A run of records
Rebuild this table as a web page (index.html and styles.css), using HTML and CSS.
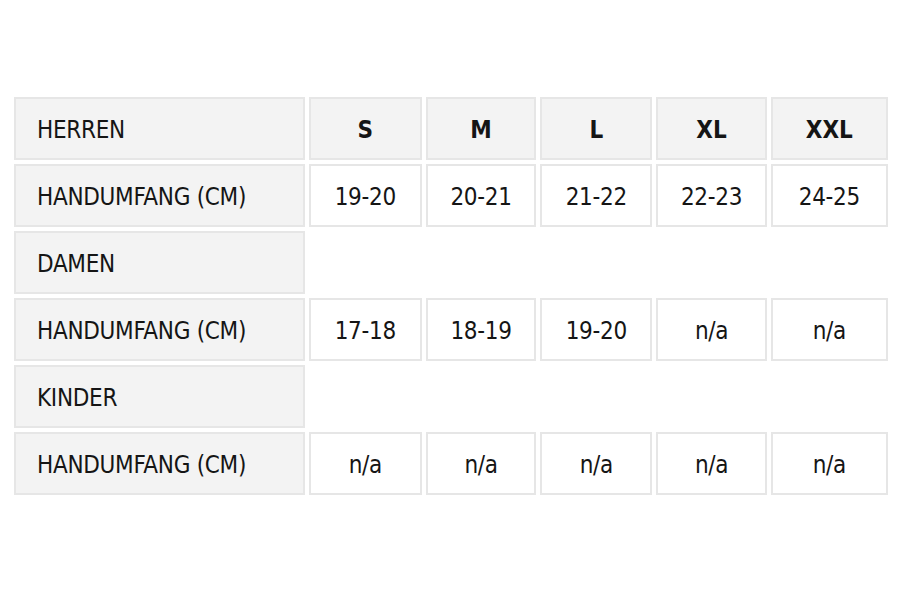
FILE: index.html
```html
<!DOCTYPE html>
<html lang="de">
<head>
<meta charset="utf-8">
<title>Größentabelle</title>
<link rel="stylesheet" href="styles.css">
</head>
<body>
<div class="wrap">
<table class="sizes">
  <colgroup>
    <col class="c-label">
    <col class="c-s">
    <col class="c-m">
    <col class="c-l">
    <col class="c-xl">
    <col class="c-xxl">
  </colgroup>
  <tbody>
    <tr>
      <th class="label">HERREN</th>
      <th class="size">S</th>
      <th class="size">M</th>
      <th class="size">L</th>
      <th class="size">XL</th>
      <th class="size">XXL</th>
    </tr>
    <tr>
      <td class="label">HANDUMFANG (CM)</td>
      <td class="val">19-20</td>
      <td class="val">20-21</td>
      <td class="val">21-22</td>
      <td class="val">22-23</td>
      <td class="val">24-25</td>
    </tr>
    <tr>
      <th class="label">DAMEN</th>
      <td class="blank" colspan="5"></td>
    </tr>
    <tr>
      <td class="label">HANDUMFANG (CM)</td>
      <td class="val">17-18</td>
      <td class="val">18-19</td>
      <td class="val">19-20</td>
      <td class="val">n/a</td>
      <td class="val">n/a</td>
    </tr>
    <tr>
      <th class="label">KINDER</th>
      <td class="blank" colspan="5"></td>
    </tr>
    <tr>
      <td class="label">HANDUMFANG (CM)</td>
      <td class="val">n/a</td>
      <td class="val">n/a</td>
      <td class="val">n/a</td>
      <td class="val">n/a</td>
      <td class="val">n/a</td>
    </tr>
  </tbody>
</table>
</div>
</body>
</html>
```

FILE: styles.css
```css
html, body {
  margin: 0;
  padding: 0;
  background: #ffffff;
}

.wrap {
  padding: 93px 0 0 10px;
}

.sizes {
  border-collapse: separate;
  border-spacing: 4px;
  table-layout: fixed;
  width: 882px;
  font-family: "DejaVu Sans Condensed", "DejaVu Sans", sans-serif;
  font-stretch: condensed;
  font-size: 24px;
  color: #151515;
}

.c-label { width: 290px; }
.c-s { width: 113px; }
.c-m { width: 110px; }
.c-l { width: 112px; }
.c-xl { width: 110px; }
.c-xxl { width: 117px; }

.sizes th,
.sizes td {
  box-sizing: border-box;
  height: 63px;
  padding: 3px 0 0;
  border: 2px solid #e6e6e6;
  font-weight: normal;
  vertical-align: middle;
}

.sizes .label {
  background: #f3f3f3;
  text-align: left;
  padding-left: 21px;
  letter-spacing: -0.3px;
}

.sizes .size {
  background: #f3f3f3;
  text-align: center;
  font-weight: 600;
}

.sizes .val {
  background: #ffffff;
  text-align: center;
  letter-spacing: -0.3px;
}

.sizes .blank {
  border: none;
  background: transparent;
}
```
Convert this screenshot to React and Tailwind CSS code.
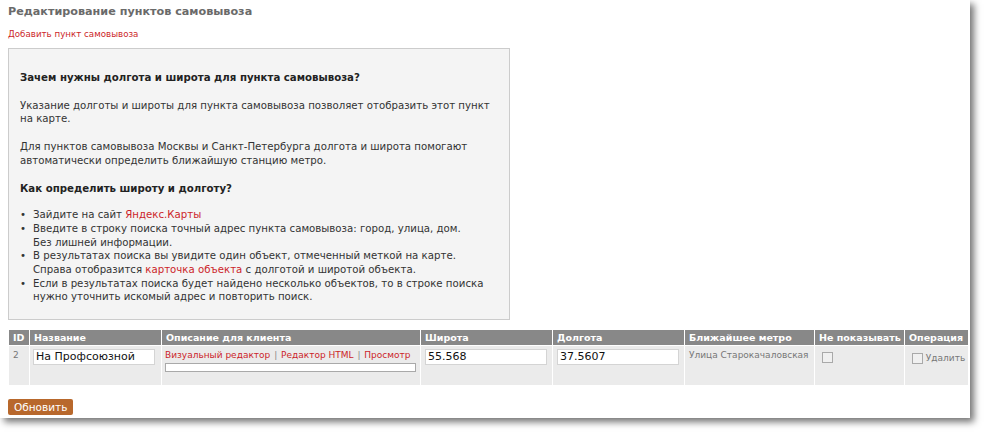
import React from "react";

const FONT = { fontFamily: '"DejaVu Sans", Verdana, sans-serif' };

const COLS = [
  { title: "ID", w: "w-[21px]" },
  { title: "Название", w: "w-[132px]" },
  { title: "Описание для клиента", w: "w-[259px]" },
  { title: "Широта", w: "w-[132px]" },
  { title: "Долгота", w: "w-[132px]" },
  { title: "Ближайшее метро", w: "w-[130px]" },
  { title: "Не показывать", w: "w-[90px]" },
  { title: "Операция", w: "w-[64px]" },
];

function Checkbox() {
  return <span className="inline-block w-[11px] h-[11px] border border-[#a9a9a9] bg-[#f0f0f0] align-middle" />;
}

export default function App() {
  return (
    <div className="w-[987px] h-[435px] bg-white" style={FONT}>
      <div className="w-[970px] h-[418px] bg-white shadow-[4px_4px_7px_rgba(0,0,0,0.55)] pt-[4px] px-[8px]">
        <h1 className="text-[11.2px] font-bold text-[#6a6a6a] leading-[16px]">Редактирование пунктов самовывоза</h1>
        <a className="block mt-[8px] text-[8.7px] text-[#cc1f2a] leading-[12px]">Добавить пункт самовывоза</a>

        <div className="mt-[8px] w-[502px] h-[272px] bg-[#f4f4f4] border border-[#cccccc] pl-[11px] pr-[10px] pt-[22px] text-[10.2px] leading-[13.7px] text-[#222]">
          <p className="font-bold">Зачем нужны долгота и широта для пункта самовывоза?</p>
          <p className="mt-[14px] text-[#333]">
            Указание долготы и широты для пункта самовывоза позволяет отобразить этот пункт на карте.
          </p>
          <p className="mt-[14px] text-[#333]">
            Для пунктов самовывоза Москвы и Санкт-Петербурга долгота и широта помогают автоматически определить ближайшую станцию метро.
          </p>
          <p className="mt-[14px] font-bold">Как определить широту и долготу?</p>
          <ul className="mt-[13px] text-[#333]">
            <li className="flex"><span className="w-[13px] shrink-0">•</span><span>Зайдите на сайт <a className="text-[#cc1f2a]">Яндекс.Карты</a></span></li>
            <li className="flex"><span className="w-[13px] shrink-0">•</span><span>Введите в строку поиска точный адрес пункта самовывоза: город, улица, дом.<br />Без лишней информации.</span></li>
            <li className="flex"><span className="w-[13px] shrink-0">•</span><span>В результатах поиска вы увидите один объект, отмеченный меткой на карте.<br />Справа отобразится <a className="text-[#cc1f2a]">карточка объекта</a> с долготой и широтой объекта.</span></li>
            <li className="flex"><span className="w-[13px] shrink-0">•</span><span>Если в результатах поиска будет найдено несколько объектов, то в строке поиска нужно уточнить искомый адрес и повторить поиск.</span></li>
          </ul>
        </div>

        <table className="mt-[9px] table-fixed border-collapse w-[960px] text-[9.5px]">
          <thead>
            <tr className="bg-[#888888] h-[16px]">
              {COLS.map((c) => (
                <th key={c.title} className={`${c.w} border border-white px-[4px] text-left font-bold text-white leading-[14px] whitespace-nowrap`}>
                  {c.title}
                </th>
              ))}
            </tr>
          </thead>
          <tbody>
            <tr className="bg-[#ebebeb] h-[40px] align-top text-[#777]">
              <td className="border border-white px-[4px] pt-[3px] text-[9px]">2</td>
              <td className="border border-white px-[3px] pt-[3px]">
                <input readOnly value="На Профсоюзной" className="w-[122px] h-[16px] bg-white border border-[#d4d4d4] px-[2px] text-[11px] text-[#111] outline-none" />
              </td>
              <td className="border border-white px-[3px] pt-[3px] overflow-hidden">
                <div className="text-[#cc1f2a] text-[9px] leading-[12px] whitespace-nowrap">
                  Визуальный редактор <span className="text-[#888] mx-[1px]">|</span> Редактор HTML <span className="text-[#888] mx-[1px]">|</span> Просмотр
                </div>
                <div className="mt-[2px] w-[251px] h-[9px] bg-white border border-[#a9a9a9]" />
              </td>
              <td className="border border-white px-[4px] pt-[3px]">
                <input readOnly value="55.568" className="w-[122px] h-[16px] bg-white border border-[#d4d4d4] px-[2px] text-[11px] text-[#111] outline-none" />
              </td>
              <td className="border border-white px-[4px] pt-[3px]">
                <input readOnly value="37.5607" className="w-[122px] h-[16px] bg-white border border-[#d4d4d4] px-[2px] text-[11px] text-[#111] outline-none" />
              </td>
              <td className="border border-white px-[4px] pt-[3px] text-[9px] leading-[12px] whitespace-nowrap overflow-hidden">Улица Старокачаловская</td>
              <td className="border border-white px-[7px] pt-[4px]"><Checkbox /></td>
              <td className="border border-white pl-[7px] pt-[6px] whitespace-nowrap text-[9px]"><Checkbox /> Удалить</td>
            </tr>
          </tbody>
        </table>

        <button className="mt-[13px] h-[16px] px-[6px] bg-[#b8682c] text-white text-[10.5px] leading-[16px] rounded-[2px]">Обновить</button>
      </div>
    </div>
  );
}
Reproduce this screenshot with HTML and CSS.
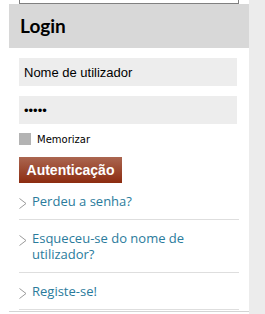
FILE: index.html
```html
<!doctype html>
<html>
  <head>
    <title>Login</title>
    <link rel="stylesheet" href="styles.css">
  </head>
  <body>
    <div id="page">
      <div id="main">
        <div class="topbox"></div>
        <h2 class="head">Login</h2>
        <form class="login">
          <input class="field" type="text" value="Nome de utilizador">
          <input class="field" type="password" value="12345">
          <label class="remember"><span class="check"></span>Memorizar</label>
          <button class="btn" type="button">Autenticação</button>
        </form>
        <ul class="links">
          <li>
            <svg class="chev" width="8" height="11" viewBox="0 0 8 11"><polyline points="0.5,0.5 7,5.5 0.5,10.5" fill="none" stroke="#9a9a9a" stroke-width="1"/></svg>
            <a href="#">Perdeu a senha?</a>
          </li>
          <li>
            <svg class="chev" width="8" height="11" viewBox="0 0 8 11"><polyline points="0.5,0.5 7,5.5 0.5,10.5" fill="none" stroke="#9a9a9a" stroke-width="1"/></svg>
            <a href="#">Esqueceu-se do nome de utilizador?</a>
          </li>
          <li>
            <svg class="chev" width="8" height="11" viewBox="0 0 8 11"><polyline points="0.5,0.5 7,5.5 0.5,10.5" fill="none" stroke="#9a9a9a" stroke-width="1"/></svg>
            <a href="#">Registe-se!</a>
          </li>
        </ul>
      </div>
      <div id="side"></div>
    </div>
  </body>
</html>
```

FILE: styles.css
```css
body {
  margin: 0;
  background-color: #fff;
}

#page {
  display: flex;
  min-height: 314px;
}

#main {
  width: 240px;
  margin-left: 9px;
  padding-bottom: 1px;
  border-bottom: 1px solid #d4d4d4;
  align-self: flex-start;
}

#side {
  flex: 1;
  background-color: #ececec;
}

.topbox {
  height: 3px;
  margin: 0 10px;
  border: 1px solid #808080;
  border-top: none;
}

.head {
  margin: 0;
  height: 44px;
  line-height: 44px;
  padding-left: 11px;
  background-color: #d8d8d8;
  font-family: Lato, sans-serif;
  font-weight: bold;
  font-size: 19px;
  color: #000;
}

.login {
  display: flex;
  flex-direction: column;
  align-items: flex-start;
  padding: 10px 12px 0 10px;
}

.field {
  box-sizing: border-box;
  width: 218px;
  height: 28px;
  margin: 0 0 10px 0;
  padding: 0 5px;
  border: none;
  background-color: #ededed;
  font-family: "Liberation Sans", Arial, sans-serif;
  font-size: 13px;
  color: #000;
}

.remember {
  display: flex;
  align-items: center;
  height: 12px;
  margin-top: -1px;
  font-family: "DejaVu Sans", Verdana, sans-serif;
  font-size: 10px;
  color: #000;
}

.check {
  width: 12px;
  height: 12px;
  margin-right: 6px;
  background-color: #b3b3b3;
}

.btn {
  margin-top: 12px;
  height: 26px;
  width: 103px;
  padding: 0;
  border: none;
  background: linear-gradient(#ab6650, #8c2c10);
  color: #fff;
  font-family: "Liberation Sans", Arial, sans-serif;
  font-weight: bold;
  font-size: 14px;
}

.links {
  list-style: none;
  margin: 0 10px;
  padding: 0;
}

.links li {
  display: flex;
  align-items: flex-start;
  gap: 5px;
  padding: 10px 0;
  border-bottom: 1px solid #dedede;
  line-height: 16px;
}

.chev {
  flex: none;
  margin-top: 5px;
}

.links a {
  font-family: "Open Sans", sans-serif;
  font-size: 13px;
  color: #2a7b9c;
  text-decoration: none;
}
```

▸ What this task involves: Give the number of lines in the entries that hold the word "styles", and nothing else.

▸ Expected output: 5